Being very gentlemanlike in externals, with a certain grace, amounting very nearly to elegance, and having applied himself diligently to please the county people, that proud fraternity, remembering his father’s estates, condoned his poverty, and took Captain Lake by the hand, and lifted him into their superb, though not very entertaining order.
There were solemn festivities at Brandon, and festive solemnities at the principal county houses in return. Though not much of a sportsman, Lake lent himself handsomely to all the sporting proceedings of the county, and subscribed in a way worthy of the old renown of Brandon Hall to all sorts of charities and galas. So he was getting on very pleasantly with his new neighbours, and was likely to stand very fairly in that dull, but not unfriendly society.

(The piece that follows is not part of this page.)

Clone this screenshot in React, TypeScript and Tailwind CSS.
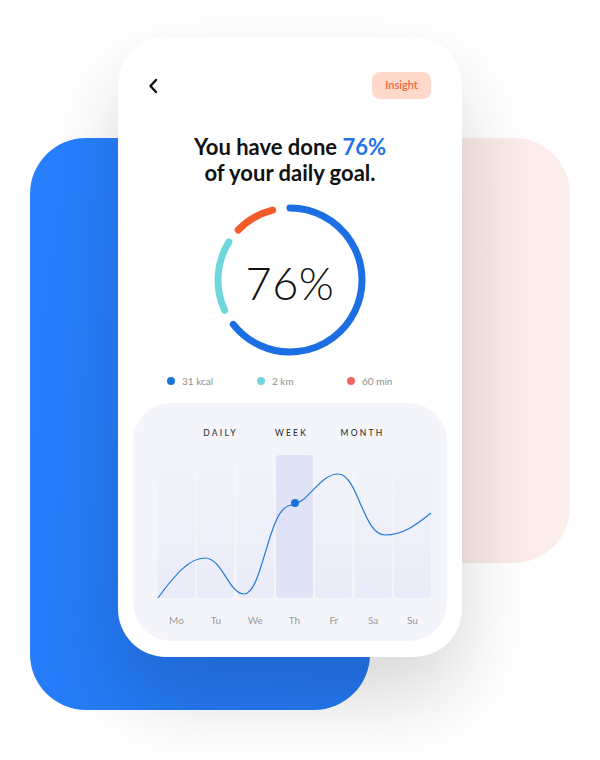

About three weeks after this great county marriage, there arrived, this time from Frankfort, a sharp letter, addressed to Jos. Larkin, Esq. It said: —
‘My Dear Sir, — I think I have reason to complain. I have just seen by accident the announcement of the marriage at Brandon. I think as my friend, and a friend to the Brandon family, you ought to have done something to delay, if you could not stop it. Of course, you had the settlements, and devil’s in it if you could not have beat about a while — it was not so quick with me — and not doubled the point in a single tack; and you know the beggar has next to nothing. Any way, it was your duty to have printed some notice that the thing was thought of. If you had put it, like a bit of news, in “Galignani,” I would have seen it, and known what to do. Wel
l, that ship’s blew up. But I won’t let all go. The cur will begin to try for the county or for Dollington. You must quietly stop that, mind; and if he persists, just you put an advertisement in “Galignani,” saying Mr. Smith will take notice, that the other party is desirous to purchase, and becoming very pressing. Just you hoist that signal, and somebody will bear down, and blaze into him at all hazards — you’ll see how. Things have not gone quite smooth with me since; but it won’t be long till I run up my flag again, and take the command. Be perfectly civil with Stanley Lake till I come on board — that is indispensable; and keep this letter as close from every eye as sealed orders. You may want a trifle to balk S.L.’s electioneering, and there’s an order on Lake for 200l. Don’t trifle about the county and borough. He must have no footing in either till I return.
‘Yours, dear Larkin,
‘Very truly
‘(but look after my business better),
‘M. WYLDER.’
The order on Lake, a little note, was enclosed: —
‘Dear Lake, — I wish you joy, and all the good wishes going, as I could not make the prize myself.
‘Be so good to hand my lawyer, Mr. Jos. Larkin, of the Lodge, Gylingden, 200l. sterling, on my account.
‘Yours, dear Lake,
‘Very faithfully,
‘M. WYLDER.
200l.)
‘23rd Feb., &c. &c.’
When Jos. Larkin presented this little order, it was in the handsome square room in which Captain Lake transacted business — a lofty apartment, wainscoted in carved oak, and with a great stone mantelpiece, with the Wylder arms, projecting in bold relief, in the centre, and a florid scroll, with ‘RESURGAM’ standing forth as sharp as the day it was chiselled nearly three hundred years before.